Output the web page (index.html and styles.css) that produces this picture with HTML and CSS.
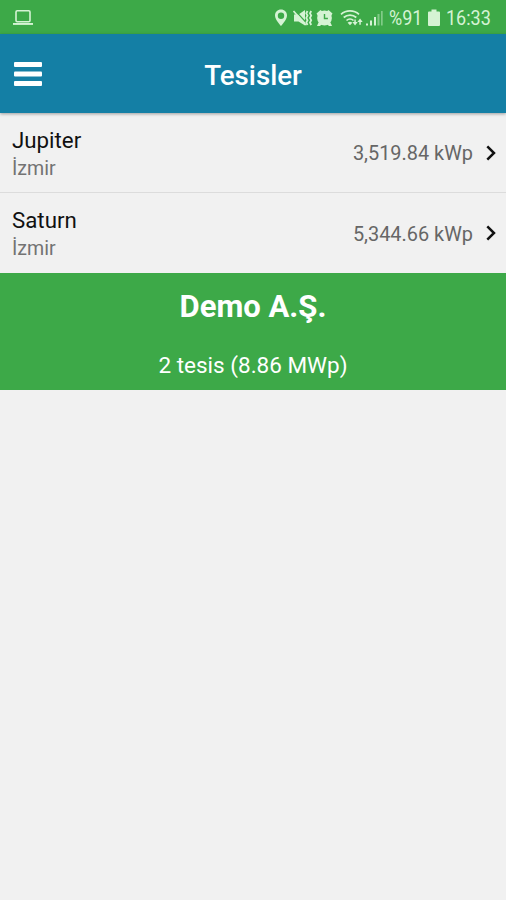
FILE: index.html
```html
<!DOCTYPE html>
<html lang="tr">
<head>
    <meta charset="UTF-8">
    <meta name="viewport" content="width=device-width, initial-scale=1.0">
    <title>Tesisler</title>
    <link rel="stylesheet" href="styles.css">
</head>
<body>
    <div class="status-bar">
        <svg class="laptop" width="20" height="17" viewBox="0 0 20 17">
            <rect x="3" y="1.8" width="14" height="11" rx="1.2" fill="none" stroke="currentColor" stroke-width="1.6"/>
            <path d="M0 14h20v1.9H0z" fill="currentColor"/>
        </svg>
        <div class="status-icons">
            <!-- location -->
            <svg width="14" height="18" viewBox="0 0 14 18">
                <path d="M7 .6C3.600.6 1 3.200 1 6.500C1 10.800 7 17 7 17s6-6.200 6-10.500C13 3.200 10.400.6 7 .6zm0 2.900a3.200 3.200 0 1 1 0 6.400a3.200 3.200 0 0 1 0-6.400z" fill="currentColor" fill-rule="evenodd"/>
            </svg>
            <!-- vibrate / muted -->
            <svg class="mute" width="20" height="18" viewBox="0 0 20 18">
                <path d="M1 5.500h4.500L12 1v15.500L5.500 12.500H1z" fill="currentColor"/>
                <path d="M2 1.500l12 13" stroke="#3da948" stroke-width="1.200"/>
                <path d="M.5 2l12.500 14" stroke="currentColor" stroke-width="1.600"/>
                <path d="M14.500 2l-1.200 2.300 1.200 2.300-1.200 2.300 1.200 2.300-1.200 2.300 1.200 2.500M18.200 2L17 4.300l1.200 2.300L17 8.900l1.200 2.300-1.200 2.300 1.200 2.500" fill="none" stroke="currentColor" stroke-width="1.800"/>
            </svg>
            <!-- alarm -->
            <svg class="alarm" width="17" height="18" viewBox="0 0 17 18">
                <circle cx="8.500" cy="9" r="7.400" fill="currentColor"/>
                <path d="M.5 4.500L4.500 1l2 1.500-4.500 4.500zM16.500 4.500L12.500 1l-2 1.500L15 7zM2.500 13.500h12L16 17h-3l-1.500-1.500h-6L4 17H1z" fill="currentColor"/>
                <path d="M8.500 5v4.500h3.400" fill="none" stroke="#3da948" stroke-width="1.400"/>
            </svg>
            <!-- wifi -->
            <svg class="wifi" width="24" height="18" viewBox="0 0 24 18">
                <g fill="none" stroke="currentColor" stroke-width="1.700">
                    <path d="M1 5.400C6 .8 14 .8 19 5.400"/>
                    <path d="M3.700 8.500c3.600-3.300 9-3.300 12.600 0"/>
                    <path d="M6.500 11.500c2-1.900 5-1.900 7 0"/>
                </g>
                <path d="M7.600 13.700c1.400-1.200 3.400-1.200 4.800 0L10 16.300z" fill="currentColor"/>
                <path d="M12.400 13h1.900v-2.500h1.500V13h1.900l-2.650 3.500zM17.400 13l2.650-3.500L22.700 13h-1.900v2.800h-1.500V13z" fill="currentColor"/>
            </svg>
            <!-- signal -->
            <svg class="signal" width="17" height="18" viewBox="0 0 17 18">
                <path d="M0 14.500h2v2H0zM4 11.500h2v5H4zM8 8h2v8.500H8z" fill="currentColor"/>
                <path d="M11.500 5h2v11.500h-2zM15 2h1.700v14.500H15z" fill="currentColor" opacity=".45"/>
            </svg>
            <span class="percent">%91</span>
            <svg class="battery" width="12" height="18" viewBox="0 0 12 18">
                <path d="M3.500.5h5v2H11q1 0 1 1V16q0 1-1 1H1q-1 0-1-1V3.500q0-1 1-1h2.500z" fill="currentColor"/>
            </svg>
            <span class="clock">16:33</span>
        </div>
    </div>

    <header class="header">
        <svg class="menu" width="28" height="26" viewBox="0 0 28 26">
            <rect y="1" width="28" height="5" rx="1" fill="#fff"/>
            <rect y="10.500" width="28" height="5" rx="1" fill="#fff"/>
            <rect y="20" width="28" height="5" rx="1" fill="#fff"/>
        </svg>
        <h1>Tesisler</h1>
    </header>

    <main>
        <div class="plant">
            <div class="plant-info">
                <div class="name">Jupiter</div>
                <div class="city">İzmir</div>
            </div>
            <span class="power">3,519.84 kWp</span>
            <svg class="arrow" width="10" height="16" viewBox="0 0 10 16">
                <path d="M1.300 1.300L8 8l-6.700 6.700" fill="none" stroke="#111" stroke-width="2.500"/>
            </svg>
        </div>
        <div class="plant">
            <div class="plant-info">
                <div class="name">Saturn</div>
                <div class="city">İzmir</div>
            </div>
            <span class="power">5,344.66 kWp</span>
            <svg class="arrow" width="10" height="16" viewBox="0 0 10 16">
                <path d="M1.300 1.300L8 8l-6.700 6.700" fill="none" stroke="#111" stroke-width="2.500"/>
            </svg>
        </div>
        <div class="summary">
            <h2>Demo A.Ş.</h2>
            <p>2 tesis (8.86 MWp)</p>
        </div>
    </main>
</body>
</html>
```
FILE: styles.css
```css
* {
    box-sizing: border-box;
}
body {
    margin: 0;
    min-height: 100vh;
    background: #f1f1f1;
    font-family: Roboto, "Liberation Sans", sans-serif;
}
svg {
    display: block;
    flex-shrink: 0;
}
.status-bar {
    display: flex;
    align-items: center;
    justify-content: space-between;
    height: 34px;
    padding: 1px 14px 0 13px;
    background: #3da948;
    color: #d5f3d4;
}
.status-icons {
    display: flex;
    align-items: center;
    font-size: 20px;
    line-height: 24px;
}
.mute {
    margin-left: 5px;
}
.alarm {
    margin-left: 3px;
}
.wifi {
    margin-left: 7px;
}
.signal {
    margin-left: 2px;
}
.percent {
    width: 33px;
    margin-left: 6px;
}
.battery {
    margin-left: 6px;
}
.clock {
    width: 46px;
    margin-left: 6px;
}
/* condensed digits of the system font */
.percent,
.clock {
    transform: scaleX(0.9);
    transform-origin: left center;
}
.header {
    display: grid;
    grid-template-columns: 28px 1fr 28px;
    align-items: center;
    height: 79px;
    padding: 0 14px;
    background: #147fa5;
    color: #fff;
    box-shadow: 0 1px 3px rgba(0,0,0,0.35);
}
.header h1 {
    margin: 3px 0 0;
    font-size: 27.7px;
    font-weight: 500;
    text-align: center;
}
.plant {
    display: flex;
    align-items: center;
    height: 80px;
    padding: 0 10px 0 12px;
    border-bottom: 1px solid #dcdcdc;
}
.plant:nth-child(2) {
    border-bottom: none;
}
.plant-info {
    flex: 1;
    padding-top: 3px;
}
.name {
    color: #111;
    font-size: 22.3px;
    line-height: 28px;
}
.city {
    padding-top: 1px;
    color: #737373;
    font-size: 19.6px;
    line-height: 28px;
}
.power {
    padding-top: 2px;
    color: #666;
    font-size: 19.9px;
}
.arrow {
    margin-left: 13px;
}
.summary {
    height: 117px;
    padding-top: 15px;
    background: #3da948;
    color: #fff;
    text-align: center;
}
.summary h2 {
    margin: 0;
    font-size: 31px;
    font-weight: 700;
    line-height: 38px;
}
.summary p {
    margin: 25px 0 0;
    font-size: 22.5px;
    line-height: 28px;
}
```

GOAL:
Transcribe the preceding listing in its entirety and with exact wording, leaving out pictures.

SOLUTION BELOW:
Output the web page (index.html and styles.css) that produces this picture with HTML and CSS.
FILE: index.html
```html
<!DOCTYPE html>
<html lang="tr">
<head>
    <meta charset="UTF-8">
    <meta name="viewport" content="width=device-width, initial-scale=1.0">
    <title>Tesisler</title>
    <link rel="stylesheet" href="styles.css">
</head>
<body>
    <div class="status-bar">
        <svg class="laptop" width="20" height="17" viewBox="0 0 20 17">
            <rect x="3" y="1.8" width="14" height="11" rx="1.2" fill="none" stroke="currentColor" stroke-width="1.6"/>
            <path d="M0 14h20v1.9H0z" fill="currentColor"/>
        </svg>
        <div class="status-icons">
            <!-- location -->
            <svg width="14" height="18" viewBox="0 0 14 18">
                <path d="M7 .6C3.600.6 1 3.200 1 6.500C1 10.800 7 17 7 17s6-6.200 6-10.500C13 3.200 10.400.6 7 .6zm0 2.900a3.200 3.200 0 1 1 0 6.400a3.200 3.200 0 0 1 0-6.400z" fill="currentColor" fill-rule="evenodd"/>
            </svg>
            <!-- vibrate / muted -->
            <svg class="mute" width="20" height="18" viewBox="0 0 20 18">
                <path d="M1 5.500h4.500L12 1v15.500L5.500 12.500H1z" fill="currentColor"/>
                <path d="M2 1.500l12 13" stroke="#3da948" stroke-width="1.200"/>
                <path d="M.5 2l12.500 14" stroke="currentColor" stroke-width="1.600"/>
                <path d="M14.500 2l-1.200 2.300 1.200 2.300-1.200 2.300 1.200 2.300-1.200 2.300 1.200 2.500M18.200 2L17 4.300l1.200 2.300L17 8.900l1.200 2.300-1.200 2.300 1.200 2.500" fill="none" stroke="currentColor" stroke-width="1.800"/>
            </svg>
            <!-- alarm -->
            <svg class="alarm" width="17" height="18" viewBox="0 0 17 18">
                <circle cx="8.500" cy="9" r="7.400" fill="currentColor"/>
                <path d="M.5 4.500L4.500 1l2 1.500-4.500 4.500zM16.500 4.500L12.500 1l-2 1.500L15 7zM2.500 13.500h12L16 17h-3l-1.500-1.500h-6L4 17H1z" fill="currentColor"/>
                <path d="M8.500 5v4.500h3.400" fill="none" stroke="#3da948" stroke-width="1.400"/>
            </svg>
            <!-- wifi -->
            <svg class="wifi" width="24" height="18" viewBox="0 0 24 18">
                <g fill="none" stroke="currentColor" stroke-width="1.700">
                    <path d="M1 5.400C6 .8 14 .8 19 5.400"/>
                    <path d="M3.700 8.500c3.600-3.300 9-3.300 12.600 0"/>
                    <path d="M6.500 11.500c2-1.900 5-1.900 7 0"/>
                </g>
                <path d="M7.600 13.700c1.400-1.200 3.400-1.200 4.800 0L10 16.300z" fill="currentColor"/>
                <path d="M12.400 13h1.900v-2.500h1.500V13h1.900l-2.650 3.500zM17.400 13l2.650-3.500L22.700 13h-1.900v2.800h-1.500V13z" fill="currentColor"/>
            </svg>
            <!-- signal -->
            <svg class="signal" width="17" height="18" viewBox="0 0 17 18">
                <path d="M0 14.500h2v2H0zM4 11.500h2v5H4zM8 8h2v8.500H8z" fill="currentColor"/>
                <path d="M11.500 5h2v11.500h-2zM15 2h1.700v14.500H15z" fill="currentColor" opacity=".45"/>
            </svg>
            <span class="percent">%91</span>
            <svg class="battery" width="12" height="18" viewBox="0 0 12 18">
                <path d="M3.500.5h5v2H11q1 0 1 1V16q0 1-1 1H1q-1 0-1-1V3.500q0-1 1-1h2.500z" fill="currentColor"/>
            </svg>
            <span class="clock">16:33</span>
        </div>
    </div>

    <header class="header">
        <svg class="menu" width="28" height="26" viewBox="0 0 28 26">
            <rect y="1" width="28" height="5" rx="1" fill="#fff"/>
            <rect y="10.500" width="28" height="5" rx="1" fill="#fff"/>
            <rect y="20" width="28" height="5" rx="1" fill="#fff"/>
        </svg>
        <h1>Tesisler</h1>
    </header>

    <main>
        <div class="plant">
            <div class="plant-info">
                <div class="name">Jupiter</div>
                <div class="city">İzmir</div>
            </div>
            <span class="power">3,519.84 kWp</span>
            <svg class="arrow" width="10" height="16" viewBox="0 0 10 16">
                <path d="M1.300 1.300L8 8l-6.700 6.700" fill="none" stroke="#111" stroke-width="2.500"/>
            </svg>
        </div>
        <div class="plant">
            <div class="plant-info">
                <div class="name">Saturn</div>
                <div class="city">İzmir</div>
            </div>
            <span class="power">5,344.66 kWp</span>
            <svg class="arrow" width="10" height="16" viewBox="0 0 10 16">
                <path d="M1.300 1.300L8 8l-6.700 6.700" fill="none" stroke="#111" stroke-width="2.500"/>
            </svg>
        </div>
        <div class="summary">
            <h2>Demo A.Ş.</h2>
            <p>2 tesis (8.86 MWp)</p>
        </div>
    </main>
</body>
</html>
```
FILE: styles.css
```css
* {
    box-sizing: border-box;
}
body {
    margin: 0;
    min-height: 100vh;
    background: #f1f1f1;
    font-family: Roboto, "Liberation Sans", sans-serif;
}
svg {
    display: block;
    flex-shrink: 0;
}
.status-bar {
    display: flex;
    align-items: center;
    justify-content: space-between;
    height: 34px;
    padding: 1px 14px 0 13px;
    background: #3da948;
    color: #d5f3d4;
}
.status-icons {
    display: flex;
    align-items: center;
    font-size: 20px;
    line-height: 24px;
}
.mute {
    margin-left: 5px;
}
.alarm {
    margin-left: 3px;
}
.wifi {
    margin-left: 7px;
}
.signal {
    margin-left: 2px;
}
.percent {
    width: 33px;
    margin-left: 6px;
}
.battery {
    margin-left: 6px;
}
.clock {
    width: 46px;
    margin-left: 6px;
}
/* condensed digits of the system font */
.percent,
.clock {
    transform: scaleX(0.9);
    transform-origin: left center;
}
.header {
    display: grid;
    grid-template-columns: 28px 1fr 28px;
    align-items: center;
    height: 79px;
    padding: 0 14px;
    background: #147fa5;
    color: #fff;
    box-shadow: 0 1px 3px rgba(0,0,0,0.35);
}
.header h1 {
    margin: 3px 0 0;
    font-size: 27.7px;
    font-weight: 500;
    text-align: center;
}
.plant {
    display: flex;
    align-items: center;
    height: 80px;
    padding: 0 10px 0 12px;
    border-bottom: 1px solid #dcdcdc;
}
.plant:nth-child(2) {
    border-bottom: none;
}
.plant-info {
    flex: 1;
    padding-top: 3px;
}
.name {
    color: #111;
    font-size: 22.3px;
    line-height: 28px;
}
.city {
    padding-top: 1px;
    color: #737373;
    font-size: 19.6px;
    line-height: 28px;
}
.power {
    padding-top: 2px;
    color: #666;
    font-size: 19.9px;
}
.arrow {
    margin-left: 13px;
}
.summary {
    height: 117px;
    padding-top: 15px;
    background: #3da948;
    color: #fff;
    text-align: center;
}
.summary h2 {
    margin: 0;
    font-size: 31px;
    font-weight: 700;
    line-height: 38px;
}
.summary p {
    margin: 25px 0 0;
    font-size: 22.5px;
    line-height: 28px;
}
```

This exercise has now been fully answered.